What's the single most important metric to watch for Alibaba going forward?
Forget revenue growth for a quarter or two. Watch free cash flow per share. This metric combines everything: the underlying business profitability, the efficiency of their operations, and the impact of the share buyback. If this number starts trending up consistently, it means the company is genuinely creating more value for each remaining shareholder. That’s a powerful, sustainable driver for the stock price that transcends any single quarter's GMV or user growth number.
How real is the threat from Pinduoduo and Douyin, and is Alibaba just managing decline?
The threat is very real. Pinduoduo’s model is structurally different and brilliantly executed. Douyin has changed how people discover products. However, framing it as “managing decline” is too simplistic. Alibaba’s platforms, especially Taobao, have immense scale, a vast merchant ecosystem, and deep logistics integration (via Cainiao).

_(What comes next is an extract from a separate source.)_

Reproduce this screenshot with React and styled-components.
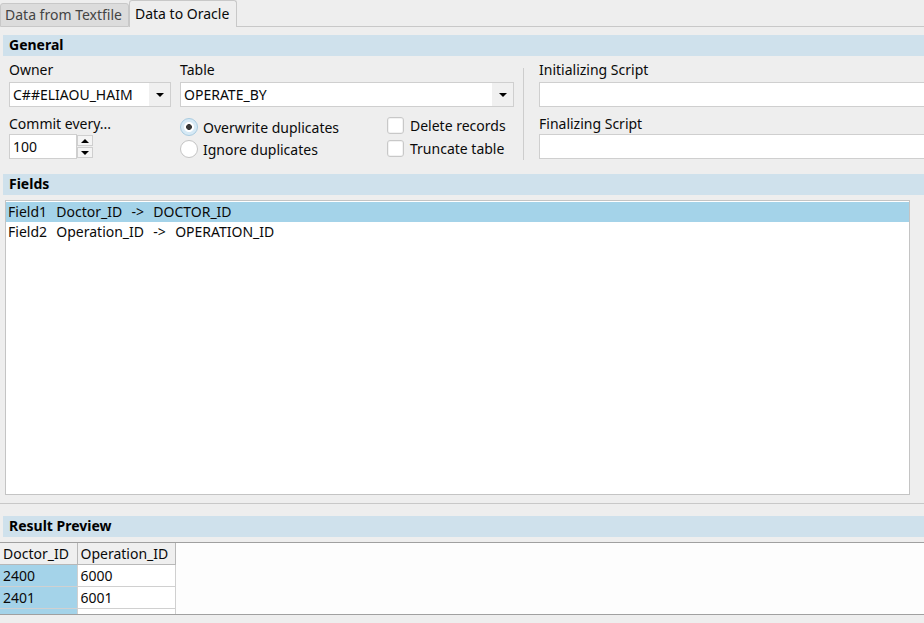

Their fight is to defend their high-quality, brand-oriented turf (Tmall) and make Taobao more engaging and content-driven. It’s a battle for relevance, not a foregone conclusion. They have the resources to fight, but they need to innovate faster than they have in the past five years. The reorganization is an attempt to force that very innovation.

The story of why Alibaba stock is up is a shift from a narrative of fear and uncertainty to one of cautious stabilization and strategic action. The massive buyback is a tangible reward for patience. The stabilizing core business provides a foundation. The changing regulatory tone offers breathing room. Whether this marks the beginning of a new long-term uptrend or just a significant bear market rally now hinges on execution—delivering on those buybacks, proving the restructuring works, and navigating an uncertain economic landscape. The market has stopped punishing Alibaba for its past; now it waits to see if it can earn a brighter future.

This analysis is based on publicly available financial reports, regulatory announcements, and market data. It represents an assessment of the factors influencing stock price movement and is not a recommendation to buy or sell any security.